Last night I had an uncontrollable urge to make geopoprocessing in QGIS better, faster and more fun! I had come across a couple of posts (here, here) on the idea of a cascaded union operation, and since it has recently been added to GEOS (which QGIS uses for its geometry operations), I thought I’d give a much needed boost to the fTools union tool and related functions.
This required a bit of mucking about with QgsGeometry, but in the
end it really didn’t take too much hacking to get things working
properly. I was able to add a combineCascaded(QList<QgsGeometry*>)
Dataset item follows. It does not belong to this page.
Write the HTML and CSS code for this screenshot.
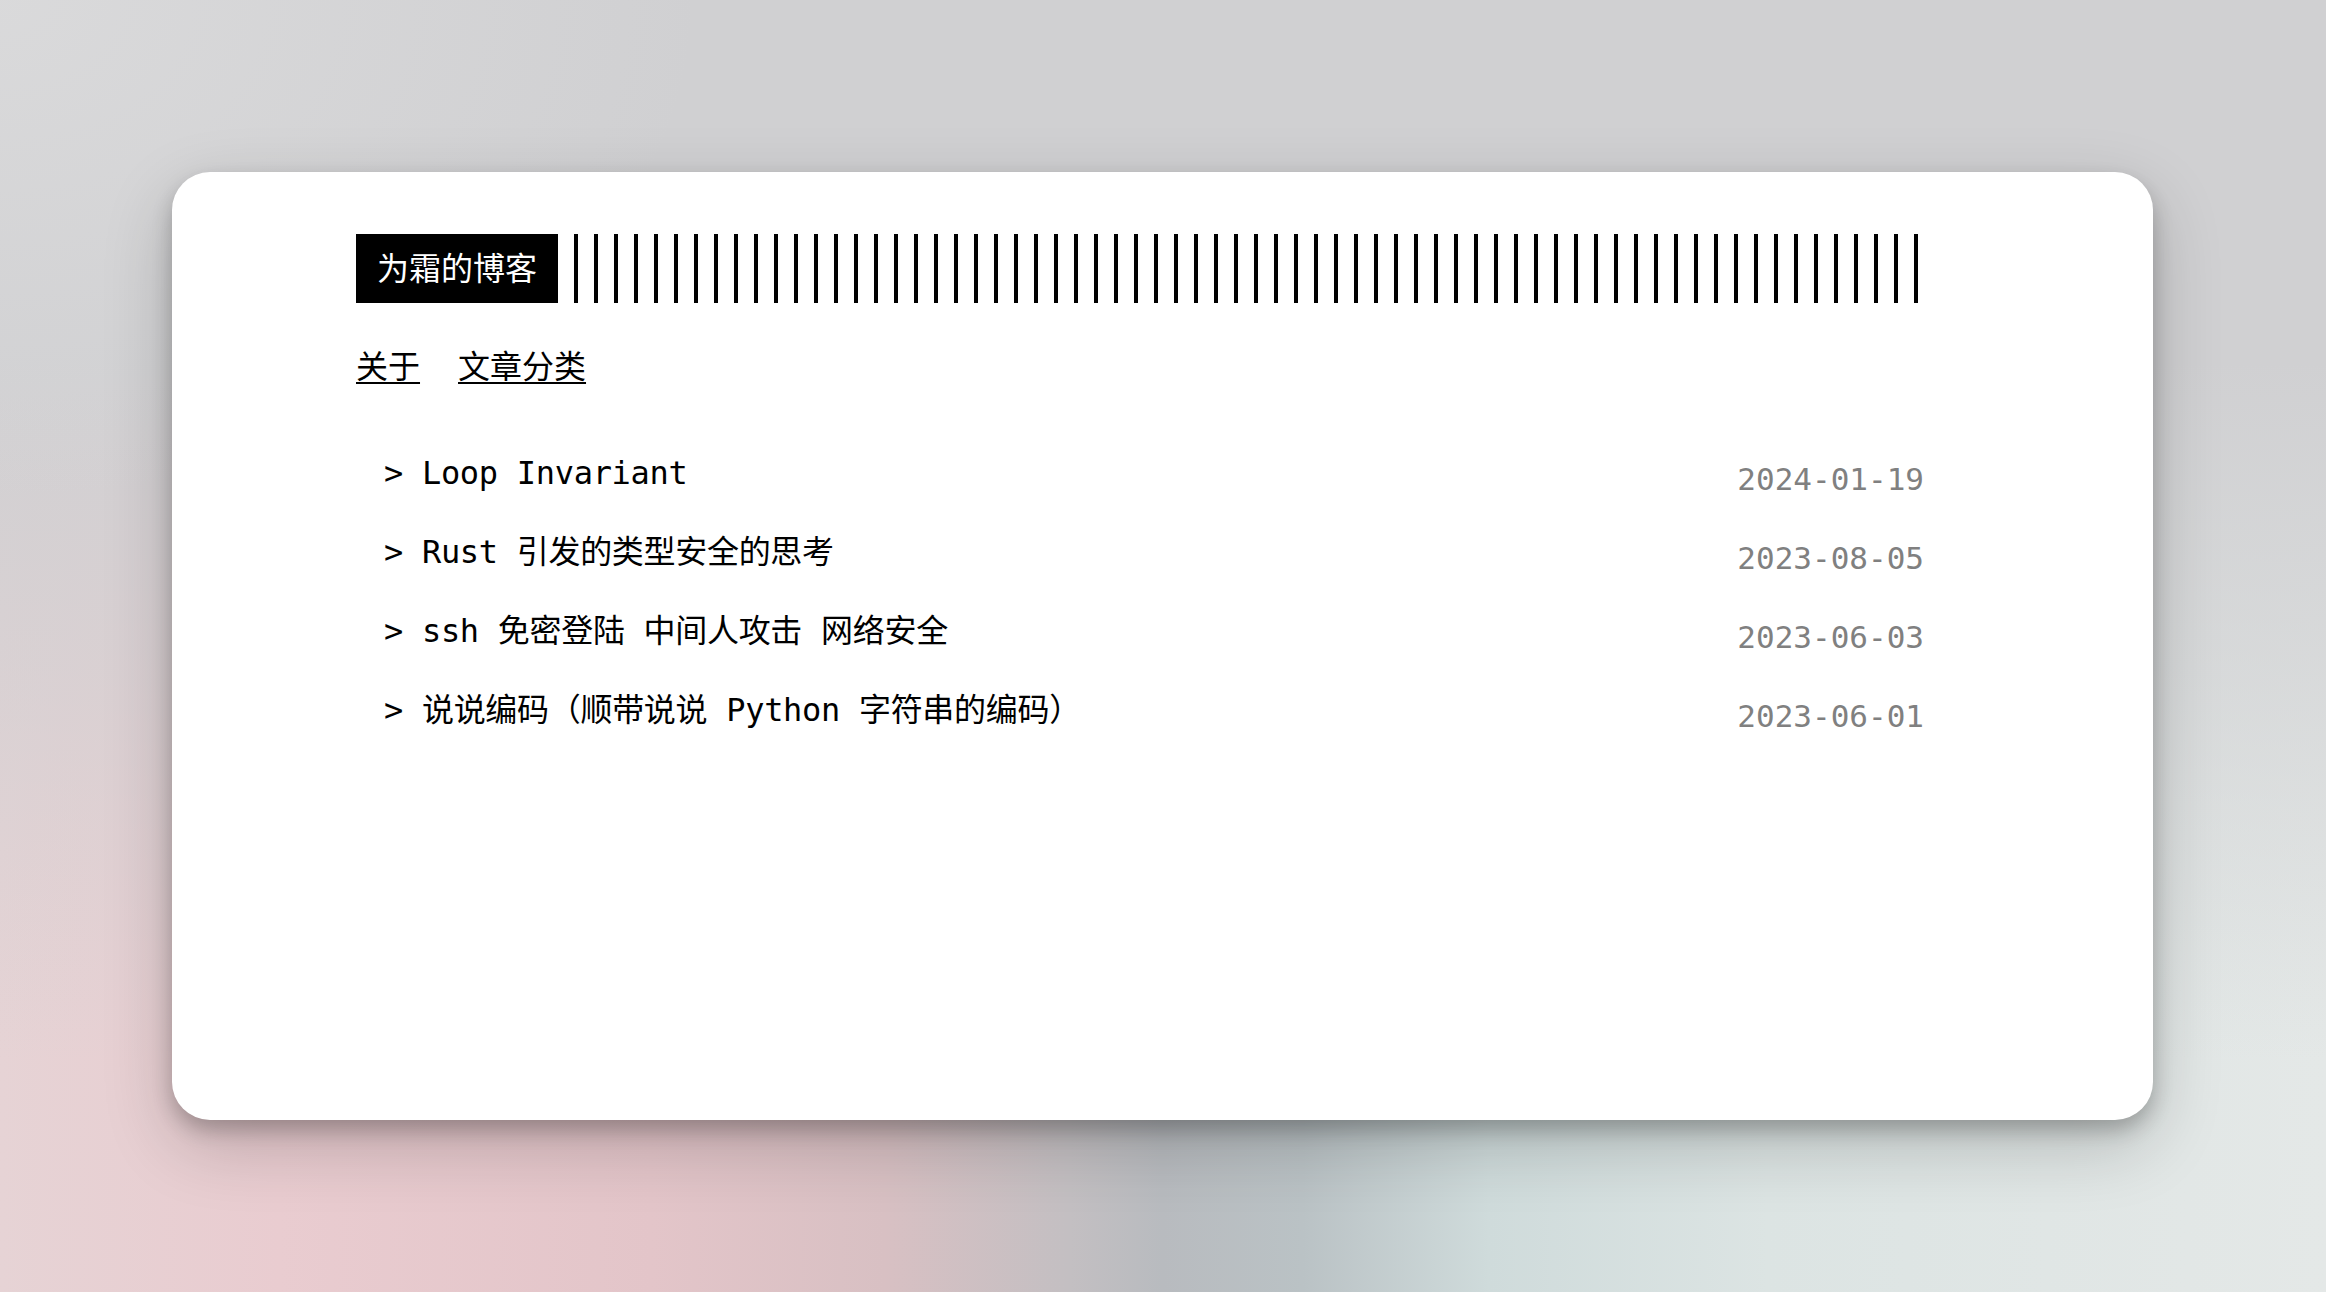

function to the QgsGeometry
class, as well as the required Python
bindings. Basically what this function does is union small subsets of
the input layer, then union groups of the resulting features, and so on
recursively until the final union of all features in the input list is
computed. There is a nice explanation of the algorithm straight from the
horses mouth here.
I haven’t yet committed these additions, as I’m not quite sure I like how I’ve done things, but just to prove how much faster things can be, here is a quick little demo that can be run from the built-in QGIS Python console:
import time
canvas = qgis.utils.iface.mapCanvas()
layer = canvas.layer(0) # assumes target layer is fist in layer list
provider = layer.dataProvider()
attrs = provider.attributeIndexes()
provider.select(attrs)
geoms = []
feat = QgsFeature()
# get a list of all the feature geometries in the layer
while(provider.nextFeature(feat)):
geom = QgsGeometry(feat.geometry())
geoms.append(geom)
First, using the current method, which adds all the geometries together one by one:
start = time.time()
regular_geom = geom # start with the last geometry in the layer
for geometry in geoms:
regular_geom = QgsGeometry(regular_geom.combine(geometry))
end = time.time()
total = end-start
print total
Secondly, using cascaded union, which uses magic to combine geometries together more efficiently. Also requires fewer lines of code!
start = time.time()
cascaded_geom = geom.combineCascaded(geoms)
end = time.time()
total = end-start
print total
When I tested this last night on the grassland.shp
layer from the
QGIS sample dataset the results were about 86.89 seconds for the
‘old’ method, and 6.14 seconds for the cascaded union method. That’s
a 14.15 times speedup on a relatively small layer (about 143
features of varying complexity)! I’ve tested the function on both
poylgons and lines so far, and it appears to work quite nicely.
Eventually I’ll add this to the official QGIS API so that others can
take advantage of the speedup. Additionally, the other fTools functions
which rely to some degree on unioning will also benefit from the extra
speed, which is always a good thing.